Jika kondisi ini dibiarkan, negara hanya akan menjadi struktur administratif kosong tanpa jiwa. Kondisi inilah yang dimaksud sebagai berada di ambang kehancuran: kehilangan makna sehingga rakyat berhenti mempercayainya sebagai alat mencapai keadilan dan kesejahteraan bersama.

Refleksi untuk kembali ke negara yang sebenarnya; kembali ke negara sebenarnya berarti kembali ke prinsip-prinsip elementer yang membuat Indonesia pernah menjadi simbol harapan. Negara yang melindungi, bukan menakut-nakuti; negara yang mendengar, bukan membungkam; negara yang merawat, bukan meninggalkan. Untuk kembali ke negara sebenarnya, minimal ada tiga refleksi besar yang harus dihidupkan kembali.

Menghidupkan kedaulatan moral negara; negara tidak akan pernah kuat bila moral pemimpin dan institusinya rapuh. Kedaulatan politik tidak ada artinya tanpa kedaulatan moral. Indonesia membutuhkan teladan, bukan hanya peraturan. Pemimpin yang jujur, birokrat yang bersih, penegak hukum yang adil, adalah simbol yang menciptakan legitimasi. Ketika moral negara bangkit, rakyat akan kembali percaya; hanya kepercayaanlah energi terbesar yang dapat dimiliki republik.

Membangun keadilan sebagai prioritas negara; tidak ada negara yang bertahan tanpa keadilan. Ketimpangan saat ini bukan semata masalah ekonomi, tetapi masalah rasa. Rasa diperlakukan tidak adil memicu kemarahan sosial yang mudah meledak. Keadilan harus menjadi inti dari semua kebijakan: mulai dari keadilan pendidikan, keadilan kesehatan, keadilan ekonomi, keadilan hukum, keadilan sosial, adat budaya, keadilan pangan, dan lainnya. Negara yang adil merupakan negara yang kokoh; negara yang tidak adil adalah negara yang retak dan rapuh, bahkan tidak pantas diperjuangkan dan dipertahankan.

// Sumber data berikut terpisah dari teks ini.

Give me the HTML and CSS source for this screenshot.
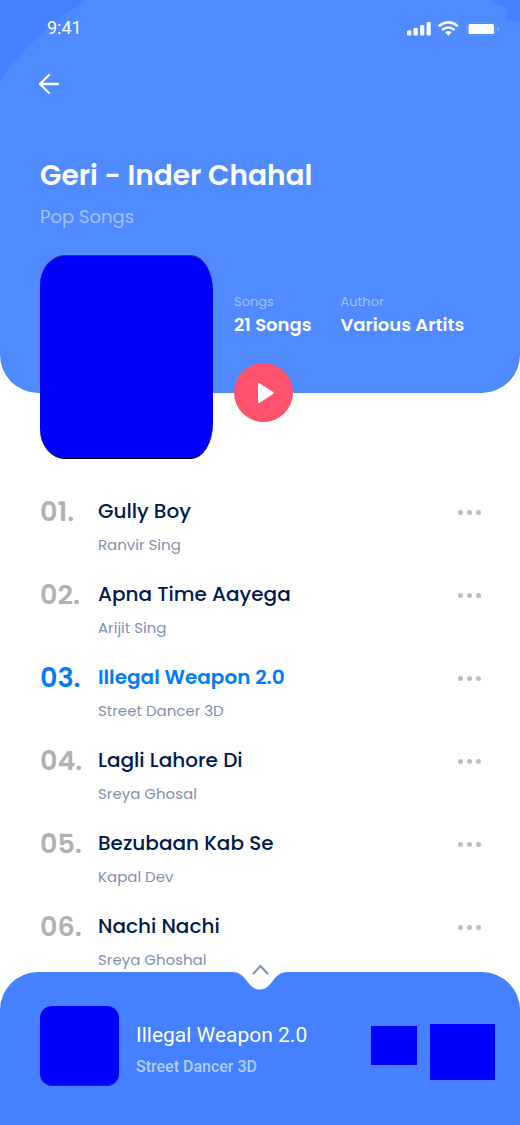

Mengembalikan negara ke rasa kebersamaan; negara yang sebenarnya adalah negara yang dirasakan sebagai milik bersama, bukan milik elite atau birokrasi. Itulah esensi awal Indonesia: bangsa yang dibangun dari semangat kolektif, bukan kepentingan individu. Konsep kebersamaan ini harus dihidupkan melalui partisipasi rakyat, transparansi kebijakan, dialog sosial, dan gotong royong. Ketika rakyat kembali merasa memiliki negara, mereka akan menjaganya. Negara tanpa rasa kepemilikan adalah negara yang kehilangan identitas rumahnya sendiri.

Mengapa harus segera kembali ke negara sebenarnya; Indonesia masih memiliki kesempatan untuk bangkit dan memperbaiki diri sebelum mencapai titik tidak kembali. Tanda-tanda keretakan sudah tampak, tetapi landasan moral, historis, dan kultural bangsa ini masih kuat. Dibutuhkan kesadaran kolektif bahwa negara yang sehat tidak akan lahir dari rutinitas birokrasi, tetapi dari keberanian moral untuk kembali pada nilai-nilai yang membuatnya utuh sebagai negara bangsa.

Kembali ke negara sebenarnya bukan slogan politis; menjadi proses perenungan nasional. Untuk jujur melihat kekeliruan, berani memperbaiki arah, dan rela menempatkan kepentingan negara bangsa di atas kepentingan pribadi. Hal ini bukan perjuangan satu kelompok atau satu generasi, tetapi perjuangan seluruh rakyat lintas generasi. Tentu belum terlambat untuk berubah, tetapi untuk pulih, harus terlebih dahulu berani bercermin: melihat luka yang telah menganga, mengakui kesalahan struktural dan kultural, serta menuntut negara kembali kepada dirinya yang sejati; negara yang melindungi rakyat, bukan negara yang diam ketika rakyatnya dirampok oleh sistem yang seharusnya melayani rakyat.

Refleksi ini sudah sering muncul, namun harus terus dihidupkan menjadi gerakan moral bersama dari kampus, sekolah, pesantren, gampong, kota, media, komunitas muda, LSM, hingga institusi negara. Maka Indonesia tidak hanya akan terhindar dari kehancuran, tetapi justru memasuki babak baru sebagai negara yang matang, adil, manusiawi, dan bermartabat. Itulah negara yang sebenarnya, itulah negara yang layak diperjuangkan kembali dan dipertahankan.